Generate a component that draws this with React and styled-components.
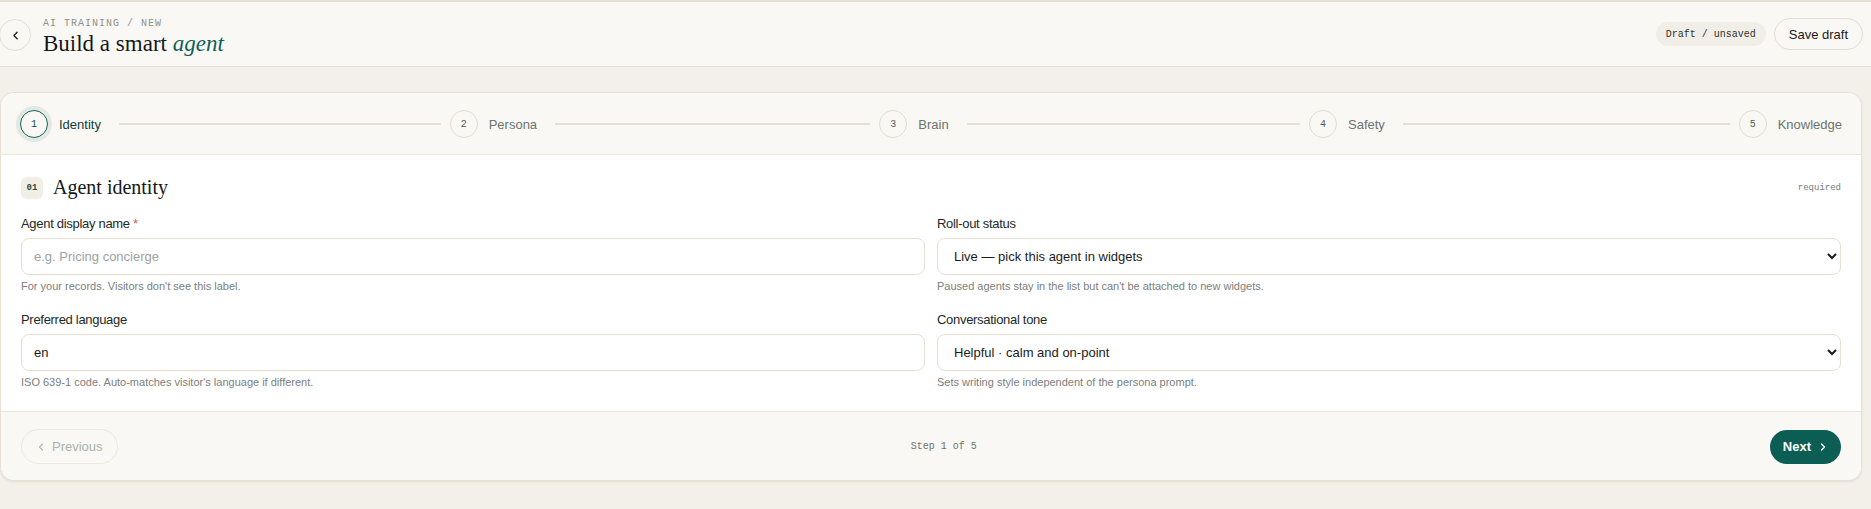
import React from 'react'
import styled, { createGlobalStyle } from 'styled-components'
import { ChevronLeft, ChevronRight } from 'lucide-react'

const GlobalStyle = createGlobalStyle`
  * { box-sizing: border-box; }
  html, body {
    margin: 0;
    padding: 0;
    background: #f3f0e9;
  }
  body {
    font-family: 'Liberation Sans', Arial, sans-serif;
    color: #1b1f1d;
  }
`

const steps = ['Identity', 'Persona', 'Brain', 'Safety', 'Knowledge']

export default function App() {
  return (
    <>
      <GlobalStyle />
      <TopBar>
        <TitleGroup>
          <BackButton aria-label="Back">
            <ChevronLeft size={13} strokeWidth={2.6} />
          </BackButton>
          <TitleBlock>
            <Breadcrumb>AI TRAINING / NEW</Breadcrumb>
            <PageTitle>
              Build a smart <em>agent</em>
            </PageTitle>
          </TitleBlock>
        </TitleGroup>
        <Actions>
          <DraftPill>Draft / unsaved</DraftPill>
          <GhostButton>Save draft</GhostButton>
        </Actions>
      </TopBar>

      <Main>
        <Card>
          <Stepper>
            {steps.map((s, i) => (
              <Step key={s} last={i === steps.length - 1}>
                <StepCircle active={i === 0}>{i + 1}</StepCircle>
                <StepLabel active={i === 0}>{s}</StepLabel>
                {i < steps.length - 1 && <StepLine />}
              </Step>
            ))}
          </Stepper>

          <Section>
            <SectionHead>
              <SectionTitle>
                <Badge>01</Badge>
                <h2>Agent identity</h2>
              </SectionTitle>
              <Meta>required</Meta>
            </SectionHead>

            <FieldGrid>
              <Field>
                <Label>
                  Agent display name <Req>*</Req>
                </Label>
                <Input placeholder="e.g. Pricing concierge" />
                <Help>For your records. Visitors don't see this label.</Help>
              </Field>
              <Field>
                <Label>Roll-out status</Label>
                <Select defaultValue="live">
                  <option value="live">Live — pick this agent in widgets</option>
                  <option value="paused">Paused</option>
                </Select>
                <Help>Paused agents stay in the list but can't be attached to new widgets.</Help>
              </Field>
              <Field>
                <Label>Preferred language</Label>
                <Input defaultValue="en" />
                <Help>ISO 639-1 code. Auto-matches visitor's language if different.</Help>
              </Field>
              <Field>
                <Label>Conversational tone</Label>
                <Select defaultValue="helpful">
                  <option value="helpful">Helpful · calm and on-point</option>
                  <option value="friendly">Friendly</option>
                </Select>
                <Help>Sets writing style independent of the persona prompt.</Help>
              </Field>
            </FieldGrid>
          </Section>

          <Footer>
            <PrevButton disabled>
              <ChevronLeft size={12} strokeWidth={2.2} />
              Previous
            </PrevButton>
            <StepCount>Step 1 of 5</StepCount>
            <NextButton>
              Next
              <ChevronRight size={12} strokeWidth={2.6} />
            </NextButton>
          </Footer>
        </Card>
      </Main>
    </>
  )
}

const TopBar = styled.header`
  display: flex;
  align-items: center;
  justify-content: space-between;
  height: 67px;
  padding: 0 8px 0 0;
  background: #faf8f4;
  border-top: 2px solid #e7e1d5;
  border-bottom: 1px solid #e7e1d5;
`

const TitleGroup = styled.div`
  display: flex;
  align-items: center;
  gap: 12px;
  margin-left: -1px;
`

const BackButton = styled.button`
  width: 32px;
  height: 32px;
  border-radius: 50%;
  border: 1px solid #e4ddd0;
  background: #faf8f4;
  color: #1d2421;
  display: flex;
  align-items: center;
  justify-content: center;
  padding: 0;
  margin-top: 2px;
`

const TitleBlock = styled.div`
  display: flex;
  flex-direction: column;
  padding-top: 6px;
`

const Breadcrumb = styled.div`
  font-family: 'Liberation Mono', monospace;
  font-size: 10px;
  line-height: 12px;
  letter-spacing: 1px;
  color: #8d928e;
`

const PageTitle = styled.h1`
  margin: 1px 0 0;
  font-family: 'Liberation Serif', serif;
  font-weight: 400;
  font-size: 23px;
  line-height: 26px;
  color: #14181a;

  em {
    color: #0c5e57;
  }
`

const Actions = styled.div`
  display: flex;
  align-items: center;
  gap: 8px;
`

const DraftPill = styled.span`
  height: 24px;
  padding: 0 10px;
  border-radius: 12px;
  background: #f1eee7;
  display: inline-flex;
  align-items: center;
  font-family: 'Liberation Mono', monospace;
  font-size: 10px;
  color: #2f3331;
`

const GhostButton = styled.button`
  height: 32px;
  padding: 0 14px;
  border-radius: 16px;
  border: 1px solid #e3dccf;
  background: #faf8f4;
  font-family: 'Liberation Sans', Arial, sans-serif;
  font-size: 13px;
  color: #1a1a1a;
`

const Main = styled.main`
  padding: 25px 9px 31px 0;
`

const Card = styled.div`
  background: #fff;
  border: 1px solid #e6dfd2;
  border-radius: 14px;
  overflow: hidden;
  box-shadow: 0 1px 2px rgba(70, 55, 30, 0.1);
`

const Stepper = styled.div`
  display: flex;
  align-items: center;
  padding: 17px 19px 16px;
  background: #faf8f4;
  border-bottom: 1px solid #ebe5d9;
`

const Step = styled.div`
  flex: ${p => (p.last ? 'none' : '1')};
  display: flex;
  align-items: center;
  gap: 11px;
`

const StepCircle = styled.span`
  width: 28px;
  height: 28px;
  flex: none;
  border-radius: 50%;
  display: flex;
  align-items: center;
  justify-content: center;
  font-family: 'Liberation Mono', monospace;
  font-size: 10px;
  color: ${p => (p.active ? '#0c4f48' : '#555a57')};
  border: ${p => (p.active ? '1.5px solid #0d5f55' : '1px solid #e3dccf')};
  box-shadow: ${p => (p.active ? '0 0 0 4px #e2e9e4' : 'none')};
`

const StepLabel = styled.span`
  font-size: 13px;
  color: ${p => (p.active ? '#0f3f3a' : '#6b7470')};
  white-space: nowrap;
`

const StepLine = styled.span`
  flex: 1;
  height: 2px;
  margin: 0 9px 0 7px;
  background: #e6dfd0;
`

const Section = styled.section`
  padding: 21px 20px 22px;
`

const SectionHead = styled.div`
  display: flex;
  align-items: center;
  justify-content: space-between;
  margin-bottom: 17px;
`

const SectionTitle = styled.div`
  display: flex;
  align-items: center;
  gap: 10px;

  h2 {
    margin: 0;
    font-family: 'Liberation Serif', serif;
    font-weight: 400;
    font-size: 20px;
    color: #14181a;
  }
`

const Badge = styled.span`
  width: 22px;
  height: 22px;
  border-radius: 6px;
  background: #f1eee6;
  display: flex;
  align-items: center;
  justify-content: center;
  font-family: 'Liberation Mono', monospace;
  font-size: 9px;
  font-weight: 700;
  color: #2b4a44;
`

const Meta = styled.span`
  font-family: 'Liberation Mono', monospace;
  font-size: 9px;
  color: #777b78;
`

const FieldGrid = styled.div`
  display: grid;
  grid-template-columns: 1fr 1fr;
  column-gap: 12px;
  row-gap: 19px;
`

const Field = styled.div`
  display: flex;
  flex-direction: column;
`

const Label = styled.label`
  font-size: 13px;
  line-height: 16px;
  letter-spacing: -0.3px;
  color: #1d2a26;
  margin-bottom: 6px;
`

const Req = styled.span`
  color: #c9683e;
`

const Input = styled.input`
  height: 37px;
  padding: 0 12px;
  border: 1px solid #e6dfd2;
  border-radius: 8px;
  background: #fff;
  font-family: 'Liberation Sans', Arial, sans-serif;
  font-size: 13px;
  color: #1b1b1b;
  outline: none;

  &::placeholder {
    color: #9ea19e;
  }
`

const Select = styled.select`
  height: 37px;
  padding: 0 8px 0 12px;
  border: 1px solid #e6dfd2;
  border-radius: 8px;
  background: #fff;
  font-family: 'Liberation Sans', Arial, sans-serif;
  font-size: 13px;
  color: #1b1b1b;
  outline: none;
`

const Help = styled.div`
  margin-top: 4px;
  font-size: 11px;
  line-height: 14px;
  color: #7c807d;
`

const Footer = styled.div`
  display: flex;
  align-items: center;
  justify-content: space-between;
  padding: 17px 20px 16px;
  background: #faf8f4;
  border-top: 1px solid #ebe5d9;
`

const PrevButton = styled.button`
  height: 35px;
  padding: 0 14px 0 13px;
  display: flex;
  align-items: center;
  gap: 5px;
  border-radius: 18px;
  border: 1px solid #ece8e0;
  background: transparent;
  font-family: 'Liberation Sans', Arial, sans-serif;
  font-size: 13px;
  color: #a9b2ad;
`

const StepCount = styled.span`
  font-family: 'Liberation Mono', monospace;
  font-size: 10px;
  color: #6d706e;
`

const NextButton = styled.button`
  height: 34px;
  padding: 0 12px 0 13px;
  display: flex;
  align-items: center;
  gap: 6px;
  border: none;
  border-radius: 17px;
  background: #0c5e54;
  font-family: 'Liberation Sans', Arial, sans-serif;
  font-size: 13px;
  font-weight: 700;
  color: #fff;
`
•••
Written exercise
Exactly as they appear, print the lines of the listing above from its first line through the line that contains "</SectionHead>", minus the pictures.

Solution to this problem
Generate a component that draws this with React and styled-components.
import React from 'react'
import styled, { createGlobalStyle } from 'styled-components'
import { ChevronLeft, ChevronRight } from 'lucide-react'

const GlobalStyle = createGlobalStyle`
  * { box-sizing: border-box; }
  html, body {
    margin: 0;
    padding: 0;
    background: #f3f0e9;
  }
  body {
    font-family: 'Liberation Sans', Arial, sans-serif;
    color: #1b1f1d;
  }
`

const steps = ['Identity', 'Persona', 'Brain', 'Safety', 'Knowledge']

export default function App() {
  return (
    <>
      <GlobalStyle />
      <TopBar>
        <TitleGroup>
          <BackButton aria-label="Back">
            <ChevronLeft size={13} strokeWidth={2.6} />
          </BackButton>
          <TitleBlock>
            <Breadcrumb>AI TRAINING / NEW</Breadcrumb>
            <PageTitle>
              Build a smart <em>agent</em>
            </PageTitle>
          </TitleBlock>
        </TitleGroup>
        <Actions>
          <DraftPill>Draft / unsaved</DraftPill>
          <GhostButton>Save draft</GhostButton>
        </Actions>
      </TopBar>

      <Main>
        <Card>
          <Stepper>
            {steps.map((s, i) => (
              <Step key={s} last={i === steps.length - 1}>
                <StepCircle active={i === 0}>{i + 1}</StepCircle>
                <StepLabel active={i === 0}>{s}</StepLabel>
                {i < steps.length - 1 && <StepLine />}
              </Step>
            ))}
          </Stepper>

          <Section>
            <SectionHead>
              <SectionTitle>
                <Badge>01</Badge>
                <h2>Agent identity</h2>
              </SectionTitle>
              <Meta>required</Meta>
            </SectionHead>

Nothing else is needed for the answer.